Yes, fair. The classic offender there is the "slow start" process of Reno (or Cubic). Last time I did measurements, it was fairly clear that this process was responsible for the bulk of packet losses experienced by short connections, and was also causing parallel connections to experience significant packet losses. In general, all CC algorithms that rely on packet losses for detecting congestion have that issue. But we have to be a bit careful to not come out as "dissing the algorithm that everybody uses".

nealcardwell commented 5 months ago

FWIW I was not thinking of losses from the initial slow-start overshoot, but mainly just losses in steady state. AFAIK for sufficiently shallow buffers all widely-deployed current algorithms (Reno, CUBIC, BBR) will have slow-start overshoot and cause high loss. IMHO that's just the BCP trade-off currently to favor rapid utilization of available bandwidth when the path properties are unknown.

I just wanted to have some text about wanting CC algorithms to avoid generating high packet loss in the steady state. So I meant to implicitly categorize Reno/CUBIC behavior in most scenarios as already meeting this requirement (except perhaps in scenarios where the fair share cwnd is low; e.g. when the fair share cwnd is 2-3 packets Reno/CUBIC do generate very high packet loss rates, like 20% or so: send 2 packets, 2 packets ACKed; send 3 packets, 2 packets ACKed and 1 packet lost; repeat; loss rate is 1 packet / 5 packets sent = 20%).

cc: @mattmathis

huitema commented 5 months ago

Do you have example of deployed systems that generate high packet losses, e.g., larger than Reno or Cubic? I am only aware of toy systems, like sending a file by sending a stream of packets at maximum speed, then cycle repeating all the unacked packets at maximum speed. I think some people call that the "Hilfinger protocol", but I could not find a reference -- and I believe nobody actually ships that, let alone tries to get it through the IETF.

nealcardwell commented 5 months ago

Do you have example of deployed systems that generate high packet losses, e.g., larger than Reno or Cubic?

Sure.

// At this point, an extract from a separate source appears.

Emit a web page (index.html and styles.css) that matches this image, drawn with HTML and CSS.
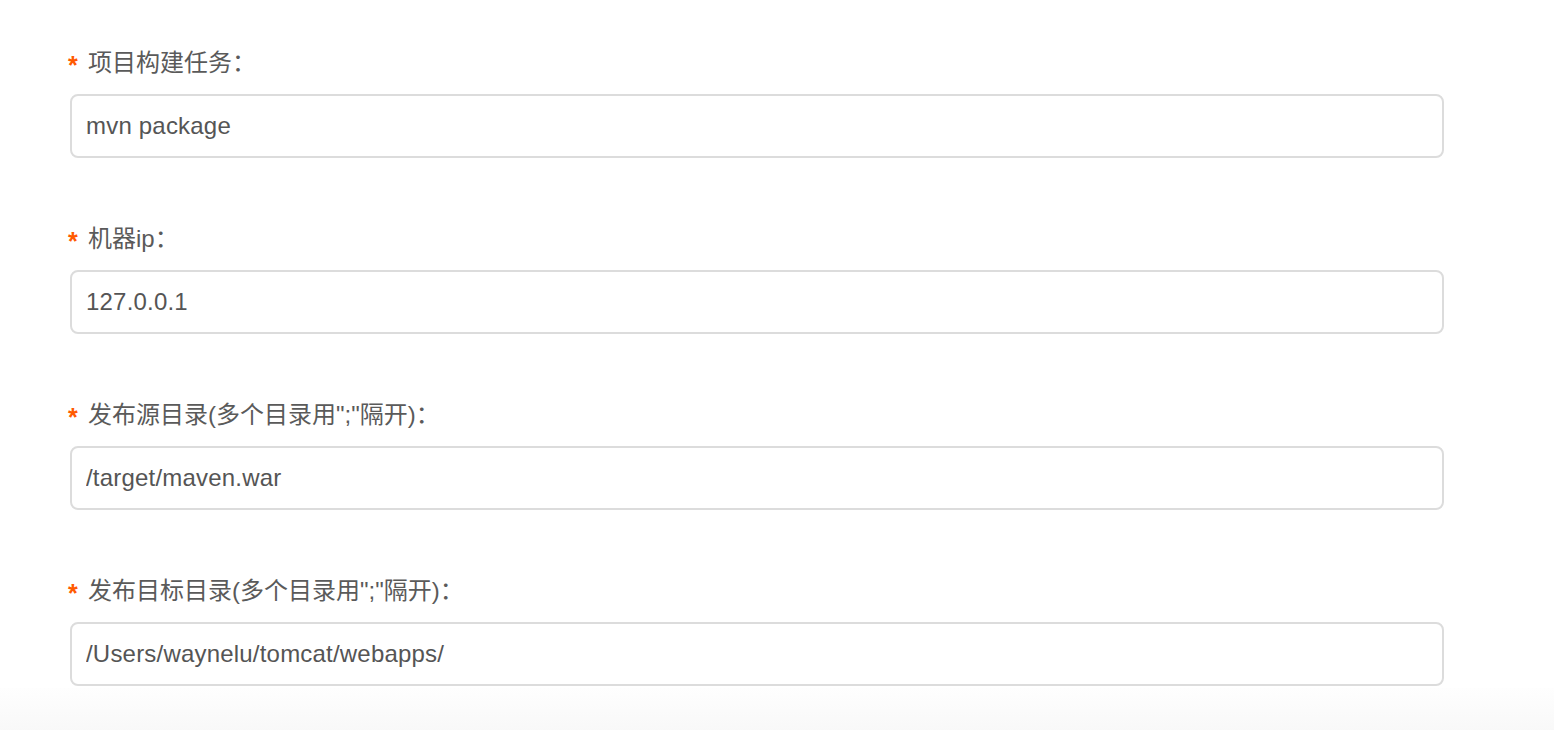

For example, BBRv1 will generate high packet losses with multiple BBRv1 flows and a bottleneck buffer less than roughly 1.5*BDP, as has been discussed at the IETF and in papers (e.g., "Experimental evaluation of BBR congestion control": https://ieeexplore.ieee.org/document/8117540).

huitema commented 5 months ago

Thanks. That reference will help writing a short section.

martinduke commented 5 months ago

@nealcardwell @huitema you both hint you'd like to write a PR. Who's going to do it.?

huitema commented 5 months ago

I am willing to write a PR, but could we land #94 first? I am worried of merge conflicts if we don't do that.

huitema commented 5 months ago

Is #106 sufficient to close this issue?

nealcardwell commented 5 months ago

Yes, IMHO #106 is sufficient to close this issue. Thanks!